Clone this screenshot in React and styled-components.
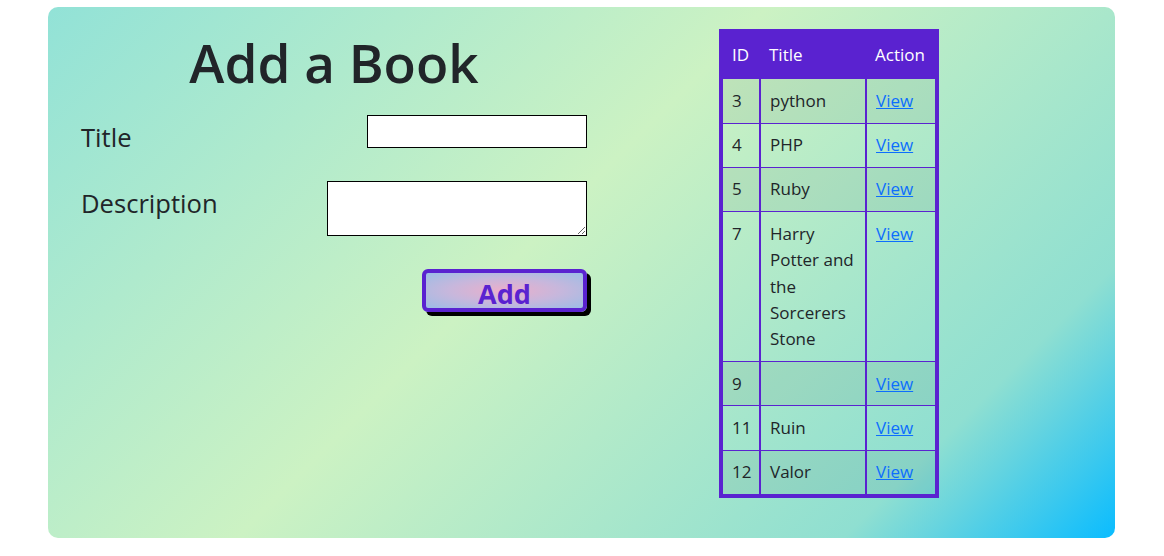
import React from "react";
import styled, { createGlobalStyle } from "styled-components";

const Global = createGlobalStyle`
  html, body { margin: 0; padding: 0; background: #ffffff; }
  body { font-family: "Open Sans", "Noto Sans", sans-serif; color: #212529; }
  * { box-sizing: border-box; }
`;

const Page = styled.div`
  padding: 7px 49px 18px 48px;
`;

const Card = styled.div`
  display: flex;
  align-items: flex-start;
  height: 531px;
  border-radius: 10px;
  background: linear-gradient(135deg, #92e2d7 0%, #ccf2c3 45%, #8fdfd1 83%, #0abcff 100%);
`;

const FormColumn = styled.div`
  display: flex;
  flex-direction: column;
  width: 506px;
  margin-left: 33px;
  padding-top: 22px;
`;

const Heading = styled.h1`
  margin: 0;
  font-size: 53px;
  line-height: 68px;
  font-weight: 600;
  text-align: center;
  color: #212529;
`;

const FieldRow = styled.div`
  display: flex;
  justify-content: space-between;
  align-items: flex-start;
  margin-top: ${(p) => p.$gap}px;
`;

const Label = styled.label`
  padding-top: 7px;
  font-size: 25.6px;
  line-height: 31px;
  color: #212529;
`;

const TextInput = styled.input`
  width: 220px;
  height: 33px;
  border: 1px solid #000;
  border-radius: 0;
  background: #fff;
  padding: 2px 4px;
  font: inherit;
  font-size: 16px;
`;

const TextArea = styled.textarea`
  width: 260px;
  height: 55px;
  border: 1px solid #000;
  border-radius: 0;
  background: #fff;
  padding: 2px 4px;
  font: inherit;
  font-size: 16px;
  display: block;
`;

const AddButton = styled.button`
  align-self: flex-end;
  margin-top: 33px;
  width: 165px;
  height: 43px;
  border: 4px solid #5a22d0;
  border-radius: 6px;
  background: radial-gradient(ellipse at center, #ebafca 0%, #c7b7dc 50%, #9bbde6 100%);
  box-shadow: 4px 4px 0 #000;
  color: #5a22d0;
  font-family: "Open Sans", "Noto Sans", sans-serif;
  font-weight: 700;
  font-size: 27px;
  line-height: 1;
  padding: 5px 0 0;
  cursor: pointer;
`;

const TableColumn = styled.div`
  margin-left: 132px;
  margin-top: 22px;
`;

const TableFrame = styled.div`
  width: 220px;
  border: 4px solid #5a22d0;
`;

const Table = styled.table`
  width: 212px;
  border-collapse: collapse;
  table-layout: fixed;
  font-size: 17px;
  line-height: 26.4px;
`;

const HeadCell = styled.th`
  width: ${(p) => p.$w}px;
  background: #5a22d0;
  color: #fff;
  font-weight: 400;
  text-align: left;
  padding: 9px 8px 10px 9px;
  vertical-align: top;
`;

const Row = styled.tr`
  background: ${(p) => (p.$striped ? "rgba(0, 0, 0, 0.055)" : "transparent")};
  & > td { border-top: 1px solid #5a22d0; }
`;

const Cell = styled.td`
  padding: 8.45px 8px 8.45px 9px;
  vertical-align: top;
  color: #212529;
  & + & { border-left: 2px solid #5a22d0; }
`;

const ViewLink = styled.a`
  color: #0d6efd;
  text-decoration: underline;
`;

const books = [
  { id: 3, title: "python" },
  { id: 4, title: "PHP" },
  { id: 5, title: "Ruby" },
  { id: 7, title: "Harry Potter and the Sorcerers Stone" },
  { id: 9, title: "" },
  { id: 11, title: "Ruin" },
  { id: 12, title: "Valor" },
];

export default function App() {
  return (
    <>
      <Global />
      <Page>
        <Card>
          <FormColumn>
            <Heading>Add a Book</Heading>
            <FieldRow $gap={18}>
              <Label>Title</Label>
              <TextInput type="text" />
            </FieldRow>
            <FieldRow $gap={28}>
              <Label>Description</Label>
              <TextArea />
            </FieldRow>
            <AddButton type="button">Add</AddButton>
          </FormColumn>
          <TableColumn>
            <TableFrame>
              <Table>
                <thead>
                  <tr>
                    <HeadCell $w={37}>ID</HeadCell>
                    <HeadCell $w={106}>Title</HeadCell>
                    <HeadCell $w={69}>Action</HeadCell>
                  </tr>
                </thead>
                <tbody>
                  {books.map((b, i) => (
                    <Row key={b.id} $striped={i % 2 === 0}>
                      <Cell>{b.id}</Cell>
                      <Cell>{b.title}</Cell>
                      <Cell>
                        <ViewLink href="#">View</ViewLink>
                      </Cell>
                    </Row>
                  ))}
                </tbody>
              </Table>
            </TableFrame>
          </TableColumn>
        </Card>
      </Page>
    </>
  );
}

▸ Problem:
Take the data above and repeat it exactly, leaving each picture out.

▸ Task response:
Clone this screenshot in React and styled-components.
import React from "react";
import styled, { createGlobalStyle } from "styled-components";

const Global = createGlobalStyle`
  html, body { margin: 0; padding: 0; background: #ffffff; }
  body { font-family: "Open Sans", "Noto Sans", sans-serif; color: #212529; }
  * { box-sizing: border-box; }
`;

const Page = styled.div`
  padding: 7px 49px 18px 48px;
`;

const Card = styled.div`
  display: flex;
  align-items: flex-start;
  height: 531px;
  border-radius: 10px;
  background: linear-gradient(135deg, #92e2d7 0%, #ccf2c3 45%, #8fdfd1 83%, #0abcff 100%);
`;

const FormColumn = styled.div`
  display: flex;
  flex-direction: column;
  width: 506px;
  margin-left: 33px;
  padding-top: 22px;
`;

const Heading = styled.h1`
  margin: 0;
  font-size: 53px;
  line-height: 68px;
  font-weight: 600;
  text-align: center;
  color: #212529;
`;

const FieldRow = styled.div`
  display: flex;
  justify-content: space-between;
  align-items: flex-start;
  margin-top: ${(p) => p.$gap}px;
`;

const Label = styled.label`
  padding-top: 7px;
  font-size: 25.6px;
  line-height: 31px;
  color: #212529;
`;

const TextInput = styled.input`
  width: 220px;
  height: 33px;
  border: 1px solid #000;
  border-radius: 0;
  background: #fff;
  padding: 2px 4px;
  font: inherit;
  font-size: 16px;
`;

const TextArea = styled.textarea`
  width: 260px;
  height: 55px;
  border: 1px solid #000;
  border-radius: 0;
  background: #fff;
  padding: 2px 4px;
  font: inherit;
  font-size: 16px;
  display: block;
`;

const AddButton = styled.button`
  align-self: flex-end;
  margin-top: 33px;
  width: 165px;
  height: 43px;
  border: 4px solid #5a22d0;
  border-radius: 6px;
  background: radial-gradient(ellipse at center, #ebafca 0%, #c7b7dc 50%, #9bbde6 100%);
  box-shadow: 4px 4px 0 #000;
  color: #5a22d0;
  font-family: "Open Sans", "Noto Sans", sans-serif;
  font-weight: 700;
  font-size: 27px;
  line-height: 1;
  padding: 5px 0 0;
  cursor: pointer;
`;

const TableColumn = styled.div`
  margin-left: 132px;
  margin-top: 22px;
`;

const TableFrame = styled.div`
  width: 220px;
  border: 4px solid #5a22d0;
`;

const Table = styled.table`
  width: 212px;
  border-collapse: collapse;
  table-layout: fixed;
  font-size: 17px;
  line-height: 26.4px;
`;

const HeadCell = styled.th`
  width: ${(p) => p.$w}px;
  background: #5a22d0;
  color: #fff;
  font-weight: 400;
  text-align: left;
  padding: 9px 8px 10px 9px;
  vertical-align: top;
`;

const Row = styled.tr`
  background: ${(p) => (p.$striped ? "rgba(0, 0, 0, 0.055)" : "transparent")};
  & > td { border-top: 1px solid #5a22d0; }
`;

const Cell = styled.td`
  padding: 8.45px 8px 8.45px 9px;
  vertical-align: top;
  color: #212529;
  & + & { border-left: 2px solid #5a22d0; }
`;

const ViewLink = styled.a`
  color: #0d6efd;
  text-decoration: underline;
`;

const books = [
  { id: 3, title: "python" },
  { id: 4, title: "PHP" },
  { id: 5, title: "Ruby" },
  { id: 7, title: "Harry Potter and the Sorcerers Stone" },
  { id: 9, title: "" },
  { id: 11, title: "Ruin" },
  { id: 12, title: "Valor" },
];

export default function App() {
  return (
    <>
      <Global />
      <Page>
        <Card>
          <FormColumn>
            <Heading>Add a Book</Heading>
            <FieldRow $gap={18}>
              <Label>Title</Label>
              <TextInput type="text" />
            </FieldRow>
            <FieldRow $gap={28}>
              <Label>Description</Label>
              <TextArea />
            </FieldRow>
            <AddButton type="button">Add</AddButton>
          </FormColumn>
          <TableColumn>
            <TableFrame>
              <Table>
                <thead>
                  <tr>
                    <HeadCell $w={37}>ID</HeadCell>
                    <HeadCell $w={106}>Title</HeadCell>
                    <HeadCell $w={69}>Action</HeadCell>
                  </tr>
                </thead>
                <tbody>
                  {books.map((b, i) => (
                    <Row key={b.id} $striped={i % 2 === 0}>
                      <Cell>{b.id}</Cell>
                      <Cell>{b.title}</Cell>
                      <Cell>
                        <ViewLink href="#">View</ViewLink>
                      </Cell>
                    </Row>
                  ))}
                </tbody>
              </Table>
            </TableFrame>
          </TableColumn>
        </Card>
      </Page>
    </>
  );
}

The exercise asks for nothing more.